Tuesday, 28 April 2009

Mark Shaw QC and His Stooped Gait.

My Choice
Come On GMC.

Get a Better Looking Barrister Next Time

At £10,000 a day, I was largely disappointed at the fact that Mark Shaw QC was suffering from a stooped gait. My usual nickname for Shaw is Rumplestilkin because I believe the client he represents is making him into a crinkly skinny old man. One good aspect of being able to write is this, while Shaw can say many things about me in a court of law, no one listens to him. I though can say many things about him and lots of people read it. Mark Shaw QC can call this a public court and one where he will be judged by the yardstick of the public.

Mark Shaw QC though does sell himself to the GMC's bank. In fact, he has superglued himself there complete with additional duck tape security. The GMC roped Mark Shaw QC because he is the master magician and makes words and paper disappear without anyone knowing about it.

I stared at him in court quite a bit wondering why the GMC paid him so much money. I examined his cloak swish, the quality of his backside, his eyes and his presentation skills.

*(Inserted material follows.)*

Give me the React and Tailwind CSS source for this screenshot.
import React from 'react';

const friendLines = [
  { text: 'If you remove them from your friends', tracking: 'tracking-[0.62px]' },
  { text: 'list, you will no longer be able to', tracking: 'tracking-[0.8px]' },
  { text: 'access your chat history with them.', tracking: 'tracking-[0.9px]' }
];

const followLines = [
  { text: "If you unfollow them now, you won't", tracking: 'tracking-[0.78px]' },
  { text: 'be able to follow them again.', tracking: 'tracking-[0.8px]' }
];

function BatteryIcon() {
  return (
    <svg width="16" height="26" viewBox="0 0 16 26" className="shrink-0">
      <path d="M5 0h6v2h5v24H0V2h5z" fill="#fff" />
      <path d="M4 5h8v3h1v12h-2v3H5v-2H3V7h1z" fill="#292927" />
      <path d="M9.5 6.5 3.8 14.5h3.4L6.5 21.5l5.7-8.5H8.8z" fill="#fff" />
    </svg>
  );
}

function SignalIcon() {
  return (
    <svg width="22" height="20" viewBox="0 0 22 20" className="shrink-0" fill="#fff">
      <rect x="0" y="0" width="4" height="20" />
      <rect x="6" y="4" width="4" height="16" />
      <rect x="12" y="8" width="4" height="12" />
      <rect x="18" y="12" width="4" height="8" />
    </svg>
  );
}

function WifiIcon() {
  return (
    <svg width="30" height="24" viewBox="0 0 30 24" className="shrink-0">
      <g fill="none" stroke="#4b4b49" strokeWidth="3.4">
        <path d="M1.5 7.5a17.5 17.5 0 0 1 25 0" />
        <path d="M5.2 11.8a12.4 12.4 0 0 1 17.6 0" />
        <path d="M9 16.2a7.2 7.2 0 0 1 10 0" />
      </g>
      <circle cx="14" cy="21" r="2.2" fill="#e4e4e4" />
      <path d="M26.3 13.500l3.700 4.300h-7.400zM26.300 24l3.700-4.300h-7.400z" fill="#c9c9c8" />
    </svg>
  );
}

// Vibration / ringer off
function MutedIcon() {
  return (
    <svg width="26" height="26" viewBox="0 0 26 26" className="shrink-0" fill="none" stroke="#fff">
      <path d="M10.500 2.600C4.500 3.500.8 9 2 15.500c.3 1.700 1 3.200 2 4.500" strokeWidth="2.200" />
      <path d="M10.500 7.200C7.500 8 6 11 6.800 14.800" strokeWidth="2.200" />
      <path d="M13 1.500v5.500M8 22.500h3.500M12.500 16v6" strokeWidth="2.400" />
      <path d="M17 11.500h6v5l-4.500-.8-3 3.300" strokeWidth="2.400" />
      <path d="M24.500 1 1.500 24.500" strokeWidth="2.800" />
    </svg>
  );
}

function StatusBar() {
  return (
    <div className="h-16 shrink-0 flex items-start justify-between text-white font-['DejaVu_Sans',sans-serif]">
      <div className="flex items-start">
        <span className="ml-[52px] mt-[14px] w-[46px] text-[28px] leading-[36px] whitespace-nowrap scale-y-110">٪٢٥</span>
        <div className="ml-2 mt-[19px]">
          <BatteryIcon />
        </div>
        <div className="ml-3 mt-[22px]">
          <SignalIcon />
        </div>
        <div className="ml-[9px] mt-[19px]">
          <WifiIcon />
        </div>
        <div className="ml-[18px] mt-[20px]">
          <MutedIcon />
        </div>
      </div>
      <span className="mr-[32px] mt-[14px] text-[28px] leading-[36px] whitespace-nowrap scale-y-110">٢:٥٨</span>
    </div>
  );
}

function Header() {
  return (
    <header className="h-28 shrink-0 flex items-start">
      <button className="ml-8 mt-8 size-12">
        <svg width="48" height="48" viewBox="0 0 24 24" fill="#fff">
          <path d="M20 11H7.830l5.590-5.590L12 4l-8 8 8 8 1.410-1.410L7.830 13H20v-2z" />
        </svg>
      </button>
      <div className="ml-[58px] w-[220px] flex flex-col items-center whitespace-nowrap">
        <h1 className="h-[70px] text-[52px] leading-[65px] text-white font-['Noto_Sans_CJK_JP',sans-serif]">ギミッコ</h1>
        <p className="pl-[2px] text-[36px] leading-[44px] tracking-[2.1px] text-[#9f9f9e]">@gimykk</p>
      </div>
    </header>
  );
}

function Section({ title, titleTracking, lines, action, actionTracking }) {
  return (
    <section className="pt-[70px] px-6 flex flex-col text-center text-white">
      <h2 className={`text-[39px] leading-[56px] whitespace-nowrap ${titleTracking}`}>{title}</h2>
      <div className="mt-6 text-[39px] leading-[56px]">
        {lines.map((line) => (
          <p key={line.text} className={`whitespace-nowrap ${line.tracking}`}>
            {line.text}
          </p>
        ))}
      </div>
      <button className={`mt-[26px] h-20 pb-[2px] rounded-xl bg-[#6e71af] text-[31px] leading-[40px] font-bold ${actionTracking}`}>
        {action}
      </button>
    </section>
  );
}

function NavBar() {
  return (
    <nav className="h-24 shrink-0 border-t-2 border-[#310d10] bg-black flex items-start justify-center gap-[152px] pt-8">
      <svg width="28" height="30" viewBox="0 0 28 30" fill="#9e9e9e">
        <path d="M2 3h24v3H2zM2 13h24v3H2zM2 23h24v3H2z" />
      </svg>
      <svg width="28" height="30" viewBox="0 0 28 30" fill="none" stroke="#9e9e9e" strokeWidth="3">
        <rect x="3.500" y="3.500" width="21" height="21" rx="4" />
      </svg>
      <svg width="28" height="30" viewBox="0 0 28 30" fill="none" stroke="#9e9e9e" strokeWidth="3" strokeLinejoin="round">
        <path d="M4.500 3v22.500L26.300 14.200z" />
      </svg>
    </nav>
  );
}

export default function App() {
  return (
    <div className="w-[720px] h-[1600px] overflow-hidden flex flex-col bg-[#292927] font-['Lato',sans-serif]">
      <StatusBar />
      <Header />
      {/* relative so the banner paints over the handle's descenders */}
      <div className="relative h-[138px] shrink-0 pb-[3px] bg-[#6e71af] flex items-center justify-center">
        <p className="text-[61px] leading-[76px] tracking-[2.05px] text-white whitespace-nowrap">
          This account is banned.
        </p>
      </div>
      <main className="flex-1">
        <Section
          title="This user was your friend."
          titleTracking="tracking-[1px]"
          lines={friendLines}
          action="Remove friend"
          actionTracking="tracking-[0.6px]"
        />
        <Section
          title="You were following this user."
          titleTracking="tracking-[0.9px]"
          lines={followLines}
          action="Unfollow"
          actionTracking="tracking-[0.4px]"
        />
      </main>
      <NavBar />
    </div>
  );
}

Sadly, I felt there was better quality in the local farm produce of men. Clearly, Blackstone Chambers just don't breed tall dark handsome men who are QCs. Well, at least their prime cut product was not much to look at. Blackstone Chambers advertises a protection of human rights but spends the rest of the time in court violating the human rights of others.

I didn't understand it myself. I was hoping for some lush eye candy. That is the only reason you go into court isn't it?. I mean, you don't go there to get justice really. At least, I didn't expect to go there for justice. As Arpad Toth pointed out - Rita, you are going into a Casino :). you win some, you lose some. The girls though say that the Royal Courts of Justice has the best talent.

I had never seen Mark Shaw QC but heard much about him. I was eager to watch him action and took my popcorn with me. I also wondered why he wasn't the usual hunky man that the GMC had promised. They had promised a man who was gentler on the eye but Mark Shaw QC just didn't rock the court or any hormones.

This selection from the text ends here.